**EXERCISE**
Work out the number of lines containing "React". Answer with nothing but that number.
+++
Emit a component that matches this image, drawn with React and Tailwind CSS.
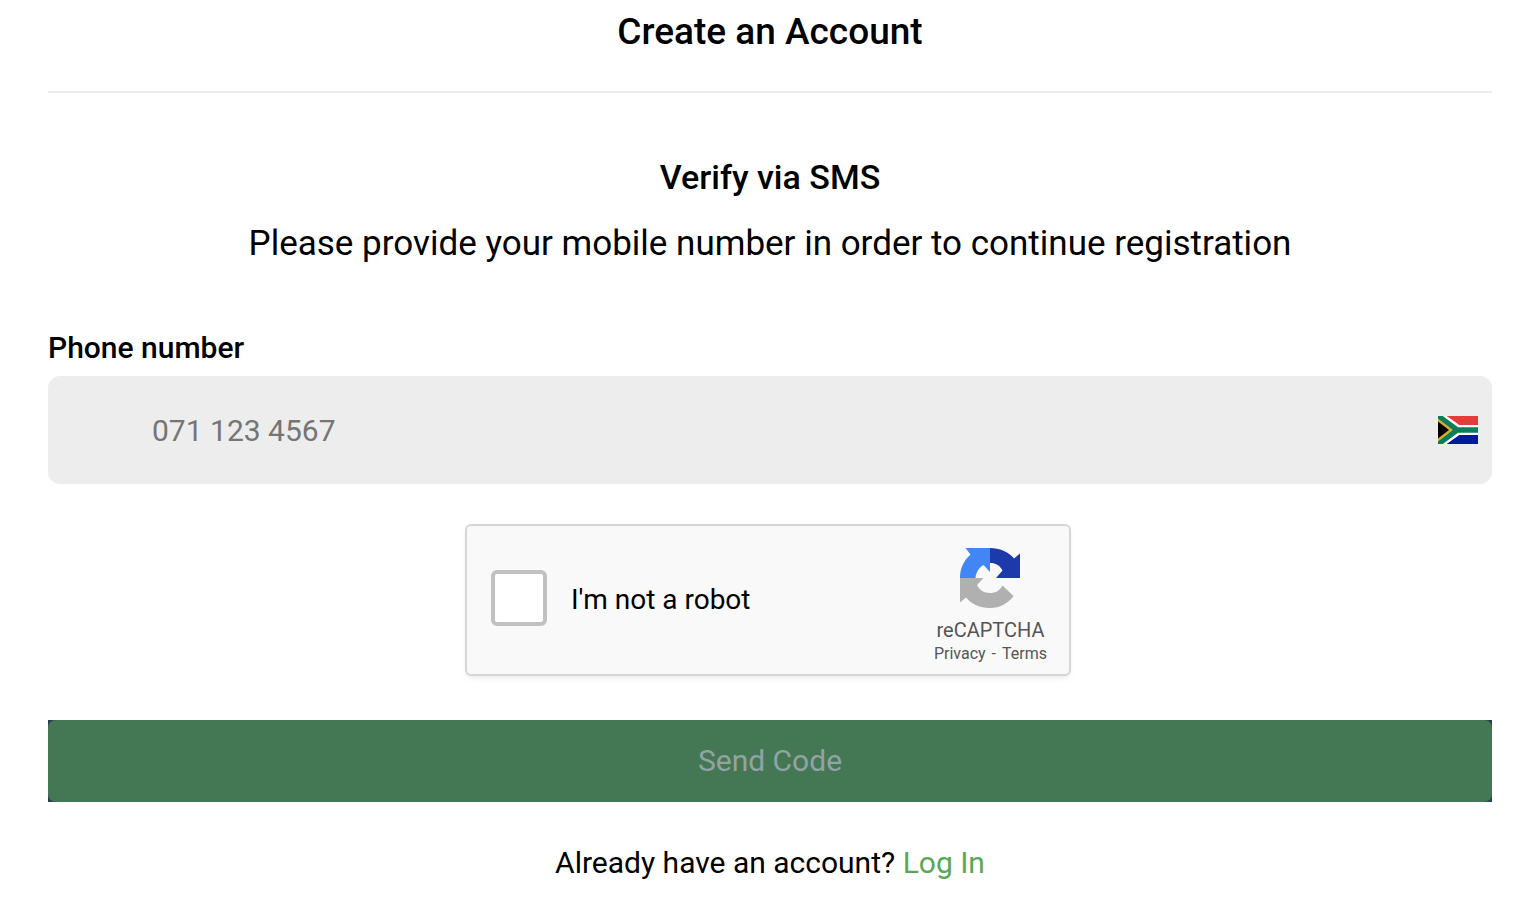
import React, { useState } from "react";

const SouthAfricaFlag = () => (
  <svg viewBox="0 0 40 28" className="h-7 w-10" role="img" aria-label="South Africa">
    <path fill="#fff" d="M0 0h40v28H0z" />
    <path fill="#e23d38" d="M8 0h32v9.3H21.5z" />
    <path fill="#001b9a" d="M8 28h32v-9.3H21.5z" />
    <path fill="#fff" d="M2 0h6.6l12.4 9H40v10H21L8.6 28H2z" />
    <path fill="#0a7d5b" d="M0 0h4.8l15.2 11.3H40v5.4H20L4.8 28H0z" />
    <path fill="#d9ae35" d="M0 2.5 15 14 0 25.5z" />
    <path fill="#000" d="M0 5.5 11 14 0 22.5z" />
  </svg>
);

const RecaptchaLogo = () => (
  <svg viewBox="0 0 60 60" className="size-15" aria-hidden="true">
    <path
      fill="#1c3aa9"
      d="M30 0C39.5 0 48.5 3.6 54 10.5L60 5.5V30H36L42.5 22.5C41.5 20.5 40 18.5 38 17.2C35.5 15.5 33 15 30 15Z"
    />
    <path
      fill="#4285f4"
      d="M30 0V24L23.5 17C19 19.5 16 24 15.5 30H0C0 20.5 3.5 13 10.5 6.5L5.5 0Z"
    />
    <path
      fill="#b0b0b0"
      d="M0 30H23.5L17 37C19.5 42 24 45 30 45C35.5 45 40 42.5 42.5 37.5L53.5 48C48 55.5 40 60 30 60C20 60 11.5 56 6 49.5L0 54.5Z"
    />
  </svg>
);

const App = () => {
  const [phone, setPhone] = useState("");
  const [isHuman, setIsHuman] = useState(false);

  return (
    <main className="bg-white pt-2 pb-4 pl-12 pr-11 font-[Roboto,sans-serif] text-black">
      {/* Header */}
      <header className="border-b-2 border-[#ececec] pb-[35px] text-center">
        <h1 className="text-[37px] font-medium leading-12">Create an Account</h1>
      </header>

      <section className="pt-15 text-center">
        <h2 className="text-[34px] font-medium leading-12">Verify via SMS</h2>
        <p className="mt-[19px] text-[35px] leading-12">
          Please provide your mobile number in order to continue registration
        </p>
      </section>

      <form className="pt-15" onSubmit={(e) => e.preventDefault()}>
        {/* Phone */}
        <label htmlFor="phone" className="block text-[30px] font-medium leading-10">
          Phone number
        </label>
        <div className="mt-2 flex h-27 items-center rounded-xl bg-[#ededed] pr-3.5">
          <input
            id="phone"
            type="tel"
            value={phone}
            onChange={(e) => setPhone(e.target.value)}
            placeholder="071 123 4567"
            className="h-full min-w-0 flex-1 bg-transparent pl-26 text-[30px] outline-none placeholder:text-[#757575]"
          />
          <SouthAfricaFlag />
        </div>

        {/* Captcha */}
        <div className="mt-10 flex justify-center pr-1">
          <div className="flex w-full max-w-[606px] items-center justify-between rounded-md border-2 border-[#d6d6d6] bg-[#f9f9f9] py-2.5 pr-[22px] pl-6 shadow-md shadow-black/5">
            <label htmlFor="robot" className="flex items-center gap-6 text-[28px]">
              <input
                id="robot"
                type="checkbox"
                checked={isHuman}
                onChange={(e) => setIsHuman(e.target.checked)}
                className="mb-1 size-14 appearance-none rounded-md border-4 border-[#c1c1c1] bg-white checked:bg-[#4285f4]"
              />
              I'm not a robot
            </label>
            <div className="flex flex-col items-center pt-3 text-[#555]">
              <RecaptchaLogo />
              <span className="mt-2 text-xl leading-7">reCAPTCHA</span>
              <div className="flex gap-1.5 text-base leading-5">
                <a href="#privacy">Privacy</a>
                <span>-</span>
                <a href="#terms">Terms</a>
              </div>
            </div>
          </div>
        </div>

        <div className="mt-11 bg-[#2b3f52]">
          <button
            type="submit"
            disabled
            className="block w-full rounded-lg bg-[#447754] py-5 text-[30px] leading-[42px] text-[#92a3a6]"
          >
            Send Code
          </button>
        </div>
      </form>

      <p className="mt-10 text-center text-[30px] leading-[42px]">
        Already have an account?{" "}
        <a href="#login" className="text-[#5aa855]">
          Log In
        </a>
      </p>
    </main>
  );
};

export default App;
+++
**OUTPUT**
2